▼
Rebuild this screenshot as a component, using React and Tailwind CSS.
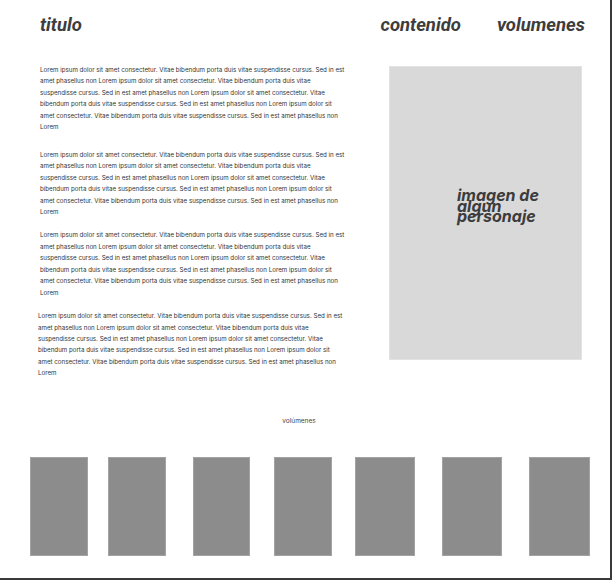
const lorem = [
  'Lorem ipsum dolor sit amet consectetur. Vitae bibendum porta duis vitae suspendisse cursus. Sed in est',
  'amet phasellus non Lorem ipsum dolor sit amet consectetur. Vitae bibendum porta duis vitae',
  'suspendisse cursus. Sed in est amet phasellus non Lorem ipsum dolor sit amet consectetur. Vitae',
  'bibendum porta duis vitae suspendisse cursus. Sed in est amet phasellus non Lorem ipsum dolor sit',
  'amet consectetur. Vitae bibendum porta duis vitae suspendisse cursus. Sed in est amet phasellus non',
  'Lorem',
]

const Paragraph = ({ className }) => (
  <p className={`text-[6.2px] leading-[11.4px] text-[#333] whitespace-nowrap ${className}`}>
    {lorem.map((line, i) => (
      <span key={i} className="block">{line}</span>
    ))}
  </p>
)

const volumes = [
  'ml-[30px] w-[58px]',
  'ml-[20px] w-[58px]',
  'ml-[27px] w-[57px]',
  'ml-[24px] w-[58px]',
  'ml-[23px] w-[60px]',
  'ml-[27px] w-[60px]',
  'ml-[27px] w-[61px]',
]

const App = () => {
  return (
    <div className="w-[612px] h-[580px] bg-white border-r-2 border-b-2 border-[#3a3a3a] overflow-hidden" style={{ fontFamily: 'Inter, sans-serif' }}>
      {/* header */}
      <header className="h-[64px] flex items-start pt-[13px] pl-[40px] pr-[25px] text-[#3d3d3d] italic font-bold text-[18.5px] leading-[24px]" style={{ fontFamily: 'Roboto, sans-serif' }}>
        <span>titulo</span>
        <span className="ml-auto">contenido</span>
        <span className="ml-[36px]">volumenes</span>
      </header>

      {/* contenido */}
      <main className="flex h-[315px]">
        <div className="pl-[40px]">
          <Paragraph />
          <Paragraph className="mt-[16.6px]" />
          <Paragraph className="mt-[12px]" />
          <Paragraph className="mt-[12.3px] -ml-[2px]" />
        </div>
        <div className="ml-auto mr-[28px] mt-[2px] w-[193px] h-[294px] bg-[#d9d9d9] border border-[#e2e2e2] flex items-center pl-[67px] pb-[14px]">
          <p className="text-[16px] leading-[10.6px] font-bold italic text-[#3c3c3c]">
            imagen de<br />algun<br />personaje
          </p>
        </div>
      </main>

      {/* volumenes */}
      <p className="mt-[37px] text-center pr-[12px] text-[6.5px] leading-[10px] text-[#444]">volúmenes</p>
      <div className="flex mt-[31px]">
        {volumes.map((cls, i) => (
          <div key={i} className={`${cls} h-[99px] bg-[#8c8c8c] border border-[#a3a3a3]`}></div>
        ))}
      </div>
    </div>
  )
}

export default App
▲
== WORK REQUIRED ==
All of the data above should be quoted exactly, except for the pictures.

== SOLUTION TO THE EXERCISE ==
Rebuild this screenshot as a component, using React and Tailwind CSS.
const lorem = [
  'Lorem ipsum dolor sit amet consectetur. Vitae bibendum porta duis vitae suspendisse cursus. Sed in est',
  'amet phasellus non Lorem ipsum dolor sit amet consectetur. Vitae bibendum porta duis vitae',
  'suspendisse cursus. Sed in est amet phasellus non Lorem ipsum dolor sit amet consectetur. Vitae',
  'bibendum porta duis vitae suspendisse cursus. Sed in est amet phasellus non Lorem ipsum dolor sit',
  'amet consectetur. Vitae bibendum porta duis vitae suspendisse cursus. Sed in est amet phasellus non',
  'Lorem',
]

const Paragraph = ({ className }) => (
  <p className={`text-[6.2px] leading-[11.4px] text-[#333] whitespace-nowrap ${className}`}>
    {lorem.map((line, i) => (
      <span key={i} className="block">{line}</span>
    ))}
  </p>
)

const volumes = [
  'ml-[30px] w-[58px]',
  'ml-[20px] w-[58px]',
  'ml-[27px] w-[57px]',
  'ml-[24px] w-[58px]',
  'ml-[23px] w-[60px]',
  'ml-[27px] w-[60px]',
  'ml-[27px] w-[61px]',
]

const App = () => {
  return (
    <div className="w-[612px] h-[580px] bg-white border-r-2 border-b-2 border-[#3a3a3a] overflow-hidden" style={{ fontFamily: 'Inter, sans-serif' }}>
      {/* header */}
      <header className="h-[64px] flex items-start pt-[13px] pl-[40px] pr-[25px] text-[#3d3d3d] italic font-bold text-[18.5px] leading-[24px]" style={{ fontFamily: 'Roboto, sans-serif' }}>
        <span>titulo</span>
        <span className="ml-auto">contenido</span>
        <span className="ml-[36px]">volumenes</span>
      </header>

      {/* contenido */}
      <main className="flex h-[315px]">
        <div className="pl-[40px]">
          <Paragraph />
          <Paragraph className="mt-[16.6px]" />
          <Paragraph className="mt-[12px]" />
          <Paragraph className="mt-[12.3px] -ml-[2px]" />
        </div>
        <div className="ml-auto mr-[28px] mt-[2px] w-[193px] h-[294px] bg-[#d9d9d9] border border-[#e2e2e2] flex items-center pl-[67px] pb-[14px]">
          <p className="text-[16px] leading-[10.6px] font-bold italic text-[#3c3c3c]">
            imagen de<br />algun<br />personaje
          </p>
        </div>
      </main>

      {/* volumenes */}
      <p className="mt-[37px] text-center pr-[12px] text-[6.5px] leading-[10px] text-[#444]">volúmenes</p>
      <div className="flex mt-[31px]">
        {volumes.map((cls, i) => (
          <div key={i} className={`${cls} h-[99px] bg-[#8c8c8c] border border-[#a3a3a3]`}></div>
        ))}
      </div>
    </div>
  )
}

export default App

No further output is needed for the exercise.